Total comparable sales for the quarter, including direct-to-consumer sales,
decreased 14% with comparable U.S. sales decreasing 14% and comparable
international sales decreasing 15%. Total direct-to-consumer comparable sales
increased 11% for the quarter. Third quarter comparable sales are compared to
the thirteen-week period ended November 3, 2012.
For the third quarter, the Company expects to incur pre-tax charges in the
aggregate of approximately $90 million - $100 million related to its
restructuring plans for the Gilly Hicks brand (as discussed below), non-cash
impairment charges related to other stores, and charges related to the
Company's profit improvement initiative. Excluding these charges, the Company
expects to report adjusted non-GAAP earnings per diluted share at the higher
end of prior non-GAAP guidance of $0.40 to $0.45. This expectation now
reflects lower sales and gross margin rate than anticipated offset by expense
and other favorabilities. Pending finalization of the material charges
mentioned above, the comparable U.S. GAAP earnings per share figure is not
available at this time, but will be available when earnings are released on
November 21, 2013.
Based on a projected low double digit decrease in comparable sales for the
fourth quarter, the Company expects full year adjusted non-GAAP earnings per
diluted share to be in the range of $1.40 to $1.50. This projection also
assumes significant gross margin rate erosion in the fourth quarter as the
Company clears through excess inventory.
The guidance for the full year does not include charges related to the
Company's restructuring plans for the Gilly Hicks brand, other impairment and
store closure charges, charges related to the implementation of the Company's
profit improvement initiative, or the effect of any additional share
repurchases.
Mike Jeffries, Chief Executive Officer and Chairman of the Board of
Abercrombie & Fitch Co., said:
"Our results for the third quarter reflect continued top-line challenges, with
overall spending among younger consumers remaining weak. Until we have seen a
clear trend improvement, we are continuing to take a cautious approach into
the fourth quarter and are working to end the year with appropriate levels of
fall carryover inventory.
During the quarter, we completed our long-term strategic review, and believe
that we now have a clear roadmap for sustainable growth in sales,
profitability and return on invested capital. We look forward to sharing the
results of our review in our analyst meeting."

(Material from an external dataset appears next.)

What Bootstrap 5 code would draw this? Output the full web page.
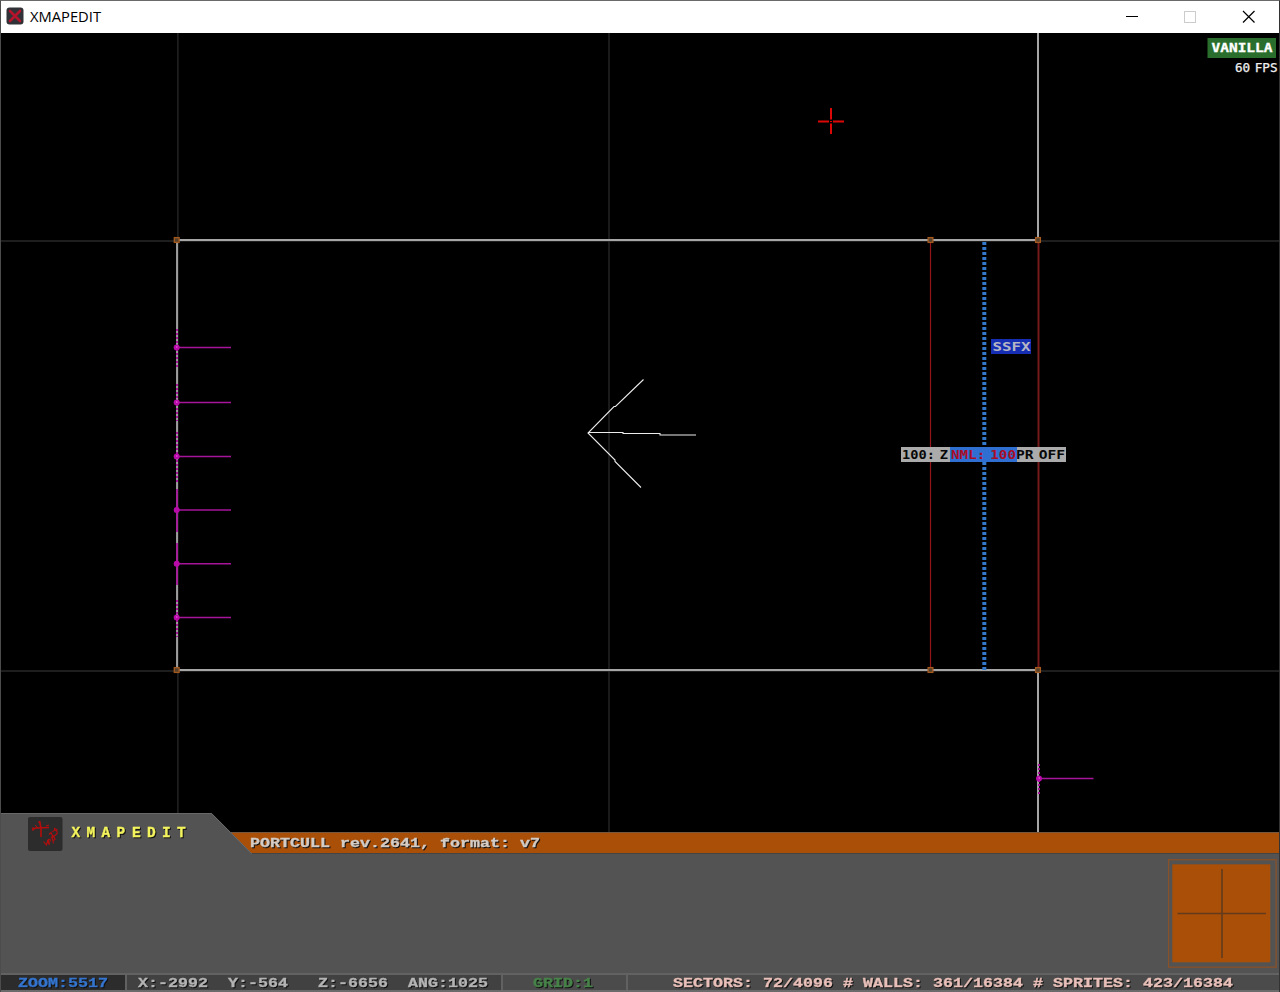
<!DOCTYPE html>
<html lang="en">
<head>
<meta charset="utf-8">
<title>XMAPEDIT</title>
<link href="https://cdn.jsdelivr.net/npm/bootstrap@5.3.0/dist/css/bootstrap.min.css" rel="stylesheet">
<style>
body{background:#000;overflow:hidden}
.app-window{width:1280px;height:992px;border-left:1px solid #4c4c4c;border-right:1px solid #333;border-top:1px solid #6a6a6a;background:#000}
svg{display:block;flex:none}
.title-bar{height:32px;background:#fff}
.caption{font-family:"Open Sans",sans-serif;font-size:15.2px;fill:#000}
.map-view{height:780px}
.map-view svg{overflow:visible}
.pix{font-family:"Liberation Mono",monospace;font-weight:700;font-size:13.5px;stroke-width:.35px}
.shade{filter:drop-shadow(1px 1px 0 #101010)}
.tag{font-family:"DejaVu Sans Mono",monospace;font-weight:700;font-size:12px}
.tag-space{word-spacing:-3px}
.panel-head{height:41px}
.panel-body{height:120px;background:#535353}
.preview{width:110px;height:110px;margin:4px 1px 0 0}
.status-bar{height:19px;background:#4b4b4b;border-top:2px solid #626262;border-bottom:2px solid #6b6b6b}
.status-cell{border-right:2px solid #616161}
.cell-zoom{width:126px;background:#2c2c2c}
.cell-pos{width:376px;background:#414141}
.cell-grid{width:125px}
</style>
</head>
<body>
<div class="app-window d-flex flex-column">
  <header class="title-bar d-flex justify-content-between">
    <svg width="150" height="32" viewBox="1 1 150 32">
      <rect x="6.5" y="7.5" width="17" height="17" rx="3" fill="#303237"/>
      <path d="M10 11L20 21M20 11L10 21" stroke="#b3142b" stroke-width="2.6" stroke-linecap="round"/>
      <text class="caption" x="30" y="22" textLength="71" lengthAdjust="spacingAndGlyphs">XMAPEDIT</text>
    </svg>
    <svg width="179" height="32" viewBox="1100 1 179 32" fill="none">
      <path d="M1126 16.5h12" stroke="#000"/>
      <rect x="1184.500" y="11.500" width="11" height="11" stroke="#ccc"/>
      <path d="M1243 11L1254.500 22.500M1254.500 11L1243 22.500" stroke="#000" stroke-width="1.200"/>
    </svg>
  </header>

  <main class="map-view">
    <svg width="1278" height="780" viewBox="1 33 1278 780" fill="none">
      <path d="M177.900 33V832M609 33V832M1 241H1279M1 671H1279" stroke="#292929" stroke-width="1.300"/>
      <path d="M177 240H1038M177 670H1038M1038 33V240M1038 670V832" stroke="#a6a6a6" stroke-width="2"/>
      <path d="M177 240V670" stroke="#c9c9c9" stroke-width="1.500"/>
      <path d="M930.500 241V669" stroke="#941418" stroke-width="1.200"/>
      <path d="M1038.500 241V669" stroke="#751b1b" stroke-width="2"/>
      <path d="M984.300 242V670" stroke="#3478cc" stroke-width="4" stroke-dasharray="3 2"/>
      <path d="M643.500 379.500L615.500 406.500L614 406.500L588 433L615 460V461.500L641 487.500M588 432.500H623V433.500H660V435H696" stroke="#ececec" stroke-width="1.100"/>
      <path d="M831 108V119.500M831 123.500V134M818 121.500H829M833 121.500H844" stroke="#dc0808" stroke-width="2"/>
      <path d="M830 121.500h2" stroke="#e00000" stroke-width="1"/>
      <g stroke="#a6149a" stroke-width="1.400">
        <path d="M177 347.500h54M177 402.500h54M177 456.500h54M177 510h54M177 563.800h54M177 617.500h54M1039 778.500h54.500"/>
        <path d="M177 489V532M177 543V585" stroke-width="1.800"/>
        <path d="M177 329V367M177 384V421M177 432V482M177 600V637M1039 764V796" stroke-width="2" stroke-dasharray="2 2"/>
      </g>
      <g fill="#b80aa8"><circle cx="176.700" cy="347.500" r="3"/><circle cx="176.700" cy="402.500" r="3"/><circle cx="176.700" cy="456.500" r="3"/><circle cx="176.700" cy="510" r="3"/><circle cx="176.700" cy="563.800" r="3"/><circle cx="176.700" cy="617.500" r="3"/><circle cx="1039" cy="778.500" r="3"/></g>
      <path d="M176 347h1.500M176 402h1.500M176 456h1.500M176 617h1.500M1038.500 778h1.500" stroke="#f07ae8"/>
      <g fill="#55402c" stroke="#a45a1e" stroke-width="1.300">
        <rect x="174.300" y="237.600" width="4.800" height="4.800"/><rect x="928.100" y="237.600" width="4.800" height="4.800"/><rect x="1035.600" y="237.600" width="4.800" height="4.800"/>
        <rect x="174.300" y="667.600" width="4.800" height="4.800"/><rect x="928.100" y="667.600" width="4.800" height="4.800"/><rect x="1035.600" y="667.600" width="4.800" height="4.800"/>
      </g>
      <rect x="991" y="339" width="40" height="15" fill="#162eb4"/>
      <text class="tag" x="992.500" y="350.800" fill="#b5b5c4" textLength="38" lengthAdjust="spacingAndGlyphs">SSFX</text>
      <rect x="901" y="447" width="165" height="15" fill="#ababab"/>
      <text class="tag tag-space" x="902" y="458.700" fill="#080808" textLength="46" lengthAdjust="spacingAndGlyphs">100: Z</text>
      <text class="tag tag-space" x="1016" y="458.700" fill="#080808" textLength="49" lengthAdjust="spacingAndGlyphs">PR OFF</text>
      <rect x="950" y="447" width="67" height="15" fill="#2f6fd2"/>
      <text class="tag tag-space" x="951" y="458.700" fill="#a90d26" textLength="65" lengthAdjust="spacingAndGlyphs">NML: 100</text>
      <rect x="1207.500" y="38" width="68.500" height="20" fill="#2a6e2d"/>
      <text class="tag" x="1211.500" y="51.700" fill="#fff" stroke="#fff" stroke-width=".3" textLength="61" lengthAdjust="spacingAndGlyphs">VANILLA</text>
      <text class="tag tag-space" style="font-weight:400" x="1235" y="72" fill="#eee" stroke="#eee" stroke-width=".25" textLength="42.500" lengthAdjust="spacingAndGlyphs">60 FPS</text>
    </svg>
  </main>

  <section class="panel-head">
    <svg width="1278" height="41" viewBox="1 813 1278 41">
      <rect x="200" y="832" width="1079" height="21" fill="#aa4f07"/>
      <path d="M225 832.500H1279" stroke="#77583f"/>
      <path d="M240 853.500H1279" stroke="#444"/>
      <path d="M1 813H211.500L252 853.500V854H1Z" fill="#535353"/>
      <path d="M1 813.500H211.500L251.500 853.500" fill="none" stroke="#686868"/>
      <rect x="28" y="817" width="34.500" height="34" rx="2" fill="#2c2c2c"/>
      <g fill="none" stroke="#b50d0d">
        <path d="M32 829.500L36 828L49 827.500" stroke-width="1.600"/>
        <path d="M39.500 821L41 828L41 837" stroke-width="1.600"/>
        <path d="M35 825l3 3M38 822l3 1M46 826l3-1M33 827v4" stroke-width="1"/>
        <path d="M43.500 841.500l3 3.500 1-4 2 4M48 839.500l1.500 4.500M48 839.500q3-1 2 2M52 837l1.500 6.500M51 838l3-1.500 1 3-2 1M52.500 832q2-3 4-1t-1 4-4 1M54.500 830v-1.500l3 1.500M49 834.500l2-2 2 4" stroke-width="1.100"/>
      </g>
      <text class="pix shade" fill="#f4f45e" stroke="#f4f45e" x="71.500 86.500 101.500 116.500 132 147 162 177" y="837" style="font-size:14.500px">XMAPEDIT</text>
      <text class="pix shade" x="250" y="847" fill="#d4ccc5" stroke="#d4ccc5" textLength="290" lengthAdjust="spacingAndGlyphs">PORTCULL rev.2641, format: v7</text>
    </svg>
  </section>
  <section class="panel-body d-flex justify-content-end">
    <svg class="preview" width="110" height="110" viewBox="1168 858 110 110">
      <rect x="1168.600" y="859.700" width="107.500" height="107.500" fill="none" stroke="#87512a" stroke-width="1.300"/>
      <rect x="1172.300" y="864.300" width="98" height="98" fill="#aa4f07"/>
      <path d="M1222 869V958M1177.500 913.500H1266" stroke="#633b1c" stroke-width="1.600"/>
    </svg>
  </section>
  <footer class="status-bar d-flex overflow-hidden">
    <div class="status-cell cell-zoom"><svg width="124" height="15" viewBox="1 975 124 15"><text class="pix shade" x="18" y="986.500" fill="#3475cf" stroke="#3475cf" textLength="90" lengthAdjust="spacingAndGlyphs">ZOOM:5517</text></svg></div>
    <div class="status-cell cell-pos"><svg width="374" height="15" viewBox="127 975 374 15"><g class="pix shade" fill="#b4b4b4" stroke="#b4b4b4"><text x="138" y="986.500" textLength="70" lengthAdjust="spacingAndGlyphs">X:-2992</text><text x="228" y="986.500" textLength="60" lengthAdjust="spacingAndGlyphs">Y:-564</text><text x="318" y="986.500" textLength="70" lengthAdjust="spacingAndGlyphs">Z:-6656</text><text x="408" y="986.500" textLength="80" lengthAdjust="spacingAndGlyphs">ANG:1025</text></g></svg></div>
    <div class="status-cell cell-grid"><svg width="123" height="15" viewBox="503 975 123 15"><text class="pix shade" x="533" y="986.500" fill="#478349" stroke="#478349" textLength="60" lengthAdjust="spacingAndGlyphs">GRID:1</text></svg></div>
    <div class="flex-grow-1"><svg width="650" height="15" viewBox="628 975 650 15"><text class="pix shade" x="673" y="986.500" fill="#e9c0b9" stroke="#e9c0b9" textLength="560" lengthAdjust="spacingAndGlyphs">SECTORS: 72/4096 # WALLS: 361/16384 # SPRITES: 423/16384</text></svg></div>
  </footer>
</div>
<script src="https://cdn.jsdelivr.net/npm/bootstrap@5.3.0/dist/js/bootstrap.bundle.min.js"></script>
</body>
</html>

The Company will host an analyst meeting to discuss the results of its
long-term strategic review on Wednesday, November 6, 2013. A live webcast of
the analyst meeting will also be accessible under the "Investors" section of
the Company's website at www.abercrombie.com at 8:30 AM, Eastern Time.
Gilly Hicks Update
The Company also announced that it plans to close all of its stand-alone Gilly
Hicks stores. The Company expects to substantially complete the closures by
the end of the first quarter of Fiscal 2014. Store closures in Europe are
subject to applicable notice and consultation provisions. The Company will
continue to offer Gilly Hicks branded intimate apparel through its Hollister
stores and direct-to-consumer business.
Mike Jeffries said:
"In connection with our long-term strategic review, we have decided to focus
the future development of the Gilly Hicks brand through Hollister stores and
direct-to-consumer channels. This decision reflects the successful pilot of
selling Gilly Hicks branded intimates in Hollister stores. As a result, we
have made the determination to close our stand-alone Gilly Hicks stores. We
believe it is critical to focus our efforts and resources where we have the
greatest opportunities to drive profitable growth for our brands."
The Company estimates that it will incur pre-tax charges of approximately $90
million, including approximately $40 million of non-cash impairment charges
and approximately $50 million of lease-related, severance and other charges.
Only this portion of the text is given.